Chicken Noodle Casserole

Chicken Noodle Casserole

Do you ever have those nights when it’s 5 or 5:30 and you notice the time and say ” AHHH, what are we having for dinner??” I do this far to much. My day time flies by way to fast when I have lots to get done. I had this very thought Monday night, so I racked my brain for ideas. I actually came to my very own blog to come up with an idea. I had remembered that I made Chicken Pot Pie not too long ago. My family loved that. The only thing was I didn’t have time for a pie. Actually I didn’t feel like making a pie, so I thought how about pasta.
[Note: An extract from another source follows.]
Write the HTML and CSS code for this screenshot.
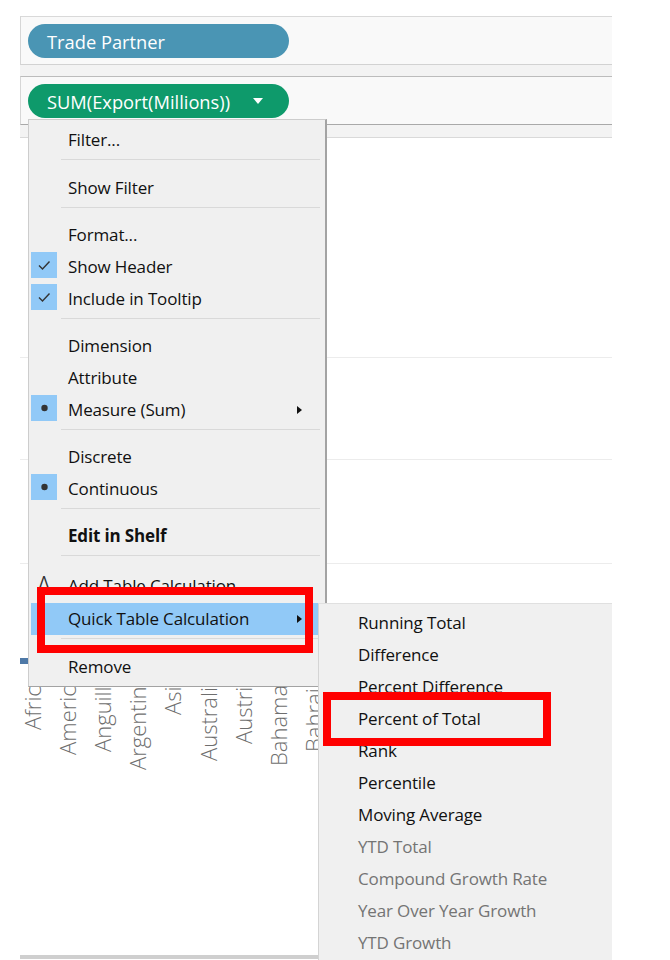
FILE: index.html
```html
<!DOCTYPE html>
<html lang="en">
<head>
<meta charset="utf-8">
<title>Quick Table Calculation</title>
<link rel="stylesheet" href="styles.css">
</head>
<body>
<div class="viz">
  <div class="shelves">
    <div class="shelf shelf-rows">
      <span class="pill pill-dim">Trade Partner</span>
    </div>
    <div class="shelf-gap"></div>
    <div class="shelf shelf-cols">
      <span class="pill pill-meas">SUM(Export(Millions))
        <svg class="pill-caret" width="10" height="6" viewBox="0 0 10 6"><path d="M0 0 L10 0 L5 6 Z" fill="#fff"/></svg>
      </span>
    </div>
    <div class="shelf-gap shelf-gap-last"></div>
  </div>

  <div class="pane">
    <div class="pane-row row-1"></div>
    <div class="pane-row row-2"></div>
    <div class="pane-row row-3"></div>
    <div class="pane-row row-4"><span class="mark"></span></div>
  </div>

  <div class="axis">
    <div class="tick"><span>Africa</span></div>
    <div class="tick"><span>America</span></div>
    <div class="tick"><span>Anguilla</span></div>
    <div class="tick"><span>Argentina</span></div>
    <div class="tick"><span>Asia</span></div>
    <div class="tick"><span>Australia</span></div>
    <div class="tick"><span>Austria</span></div>
    <div class="tick"><span>Bahamas</span></div>
    <div class="tick"><span>Bahrain</span></div>
  </div>
  <div class="hscroll"></div>

  <div class="menu">
    <div class="mi">Filter...</div>
    <div class="sep sep-wide"></div>
    <div class="mi">Show Filter</div>
    <div class="sep"></div>
    <div class="mi">Format...</div>
    <div class="mi"><span class="ico on"><svg width="26" height="26" viewBox="0 0 26 26"><path d="M8 13.5 L11.5 17 L18.5 9.5" fill="none" stroke="#333" stroke-width="1.4"/></svg></span>Show Header</div>
    <div class="mi"><span class="ico on"><svg width="26" height="26" viewBox="0 0 26 26"><path d="M8 13.5 L11.5 17 L18.5 9.5" fill="none" stroke="#333" stroke-width="1.4"/></svg></span>Include in Tooltip</div>
    <div class="sep"></div>
    <div class="mi">Dimension</div>
    <div class="mi">Attribute</div>
    <div class="mi"><span class="ico on"><svg width="26" height="26" viewBox="0 0 26 26"><circle cx="13.5" cy="13" r="3.2" fill="#333"/></svg></span>Measure (Sum)<span class="sub-arrow"></span></div>
    <div class="sep"></div>
    <div class="mi">Discrete</div>
    <div class="mi"><span class="ico on"><svg width="26" height="26" viewBox="0 0 26 26"><circle cx="13.5" cy="13" r="3.2" fill="#333"/></svg></span>Continuous</div>
    <div class="sep"></div>
    <div class="mi mi-bold">Edit in Shelf</div>
    <div class="sep sep-wide"></div>
    <div class="mi mi-tall"><span class="ico delta">Δ</span>Add Table Calculation</div>
    <div class="mi mi-hot">Quick Table Calculation<span class="sub-arrow"></span></div>
    <div class="sep sep-wide"></div>
    <div class="mi">Remove</div>
  </div>

  <div class="submenu">
    <div class="si">Running Total</div>
    <div class="si">Difference</div>
    <div class="si">Percent Difference</div>
    <div class="si">Percent of Total</div>
    <div class="si">Rank</div>
    <div class="si">Percentile</div>
    <div class="si">Moving Average</div>
    <div class="si si-off">YTD Total</div>
    <div class="si si-off">Compound Growth Rate</div>
    <div class="si si-off">Year Over Year Growth</div>
    <div class="si si-off">YTD Growth</div>
  </div>

  <div class="callout callout-quick"></div>
  <div class="callout callout-percent"></div>
</div>
</body>
</html>
```

FILE: styles.css
```css
* { box-sizing: border-box; }

html, body {
  margin: 0;
  padding: 0;
  background: #ffffff;
}

.viz {
  position: relative;
  width: 670px;
  height: 960px;
  overflow: hidden;
  display: flex;
  flex-direction: column;
  font-family: "Open Sans", "Noto Sans", sans-serif;
  color: #111;
}

/* ---------- shelves ---------- */
.shelves {
  margin: 16px 58px 0 20px;
}

.shelf {
  height: 49px;
  padding: 7px 0 0 7px;
  background: #f9f9f9;
  border-left: 1px solid #d6d6d6;
}

.shelf-rows {
  border-top: 1px solid #d9d9d9;
  border-bottom: 1px solid #d2d2d2;
}

.shelf-cols {
  border-top: 1px solid #bcbcbc;
  border-bottom: 1px solid #a9a9a9;
}

.shelf-gap {
  height: 11px;
  background: #f3f3f3;
}

.shelf-gap-last {
  height: 13px;
  border-bottom: 1px solid #d9d9d9;
}

.pill {
  display: flex;
  align-items: center;
  width: 261px;
  height: 34px;
  padding-left: 19px;
  border-radius: 17px;
  color: #ffffff;
  font-size: 18.3px;
  white-space: nowrap;
}

.pill-dim { background: #4a95b4; }
.pill-meas { background: #0e9a6b; }

.pill-caret {
  margin-left: auto;
  margin-right: 26px;
}

/* ---------- pane ---------- */
.pane {
  margin: 0 58px 0 20px;
}

.pane-row { border-bottom: 1px solid #ececec; }
.row-1 { height: 220px; }
.row-2 { height: 102px; }
.row-3 { height: 104px; }
.row-4 {
  height: 100px;
  border-bottom: 0;
  display: flex;
  align-items: flex-end;
}

.mark {
  width: 8px;
  height: 6px;
  background: #4e79a7;
}

/* ---------- axis ---------- */
.axis {
  flex: 1;
  display: flex;
  padding: 11px 0 0 14px;
}

.tick {
  width: 35.2px;
  display: flex;
  justify-content: center;
}

.tick span {
  writing-mode: vertical-rl;
  transform: rotate(180deg);
  text-align: end;
  height: 130px;
  font-size: 22px;
  font-weight: 300;
  line-height: 24px;
  color: #6e6e6e;
  white-space: nowrap;
}

.hscroll {
  height: 4px;
  margin: 0 58px 1px 20px;
  background: #cfcfcf;
}

/* ---------- context menu ---------- */
.menu {
  position: absolute;
  left: 28px;
  top: 119px;
  width: 299px;
  height: 568px;
  padding-top: 4px;
  background: #f0f0f0;
  border: 1px solid #cdcdcd;
  border-right: 2px solid #a3a3a3;
  border-bottom: 1px solid #a3a3a3;
}

.mi {
  position: relative;
  height: 32px;
  display: flex;
  align-items: center;
  padding-left: 39px;
  padding-bottom: 1px;
  font-size: 17px;
  letter-spacing: -0.15px;
  white-space: nowrap;
  color: #111;
}

.mi-tall { height: 35px; }

.mi-bold { font-weight: 700; }

.mi-hot {
  margin: 0 7px 0 2px;
  padding-left: 37px;
  background: #91c9f7;
}

.ico {
  position: absolute;
  left: 2px;
  top: 1px;
  width: 26px;
  height: 26px;
  display: flex;
  align-items: center;
  justify-content: center;
}

.ico.on { background: #91c9f7; }

.delta {
  font-size: 18px;
  color: #333;
}

.sub-arrow {
  position: absolute;
  right: 23px;
  top: 12px;
  width: 0;
  height: 0;
  border-left: 5px solid #111;
  border-top: 4px solid transparent;
  border-bottom: 4px solid transparent;
}

.mi-hot .sub-arrow { right: 16px; }

.sep {
  height: 15px;
  padding: 3px 5px 0 32px;
}

.sep-wide { height: 16px; }

.sep::before {
  content: "";
  display: block;
  border-top: 1px solid #d9d9d9;
}

/* ---------- submenu ---------- */
.submenu {
  position: absolute;
  left: 318px;
  top: 603px;
  width: 294px;
  height: 357px;
  padding-top: 3px;
  background: #f0f0f0;
  border-left: 1px solid #d4d4d4;
  border-top: 1px solid #e0e0e0;
}

.si {
  height: 32px;
  display: flex;
  align-items: center;
  padding-left: 39px;
  padding-bottom: 1px;
  font-size: 17px;
  letter-spacing: -0.15px;
  white-space: nowrap;
  color: #111;
}

.si-off { color: #747474; }

/* ---------- annotations ---------- */
.callout {
  position: absolute;
  border: 8px solid #ff0000;
}

.callout-quick {
  left: 37px;
  top: 587px;
  width: 276px;
  height: 66px;
}

.callout-percent {
  left: 323px;
  top: 692px;
  width: 228px;
  height: 54px;
}
```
I could make the same filling I put in the Chicken Pot Pie, but leave the potatoes out. Then pour it over egg noodles and bake it. Genius!! It was genius. My family loved it. It was a hit for sure, so of course that means I have got to share it with you all. Hope you enjoy my Chicken Noodle Casserole.

3/4 c. sliced carrots

1/2 c. butter

2/3 c. diced onions

1 1/4 t. salt

1/2 t. pepper

1/4 t. Italian seasoning

1 t. garlic salt

1/2 c. flour

1/2 c. chicken broth

3 c. shredded chicken

1/3 c. green beans sliced in thirds

1/3 c. green peas

1/2 c. corn kernels

1 can of cream of chicken soup

2 cups of egg noodles

Cook your chicken ahead of time to make this meal quicker. If you forget to make it a head of time you can put it under the broiler while you prepare the rest. Put the water on to boil the egg noodles. Cook the noddles.  Meanwhile, toss carrots and onions in a pan with the butter to saute together until the carrots are tender. Add the corn, peas, beans, chicken, chicken broth, seasonings and cream of chicken soup to the pan. Stir well and cook on medium until boiling a little. Then stir in your cooked and drained egg noodles. Make sure all the noodles are covered with the sauce. Preheat oven to 350 degrees. Add casserole to a greased 9 inch casserole dish. Bake for 30 minutes.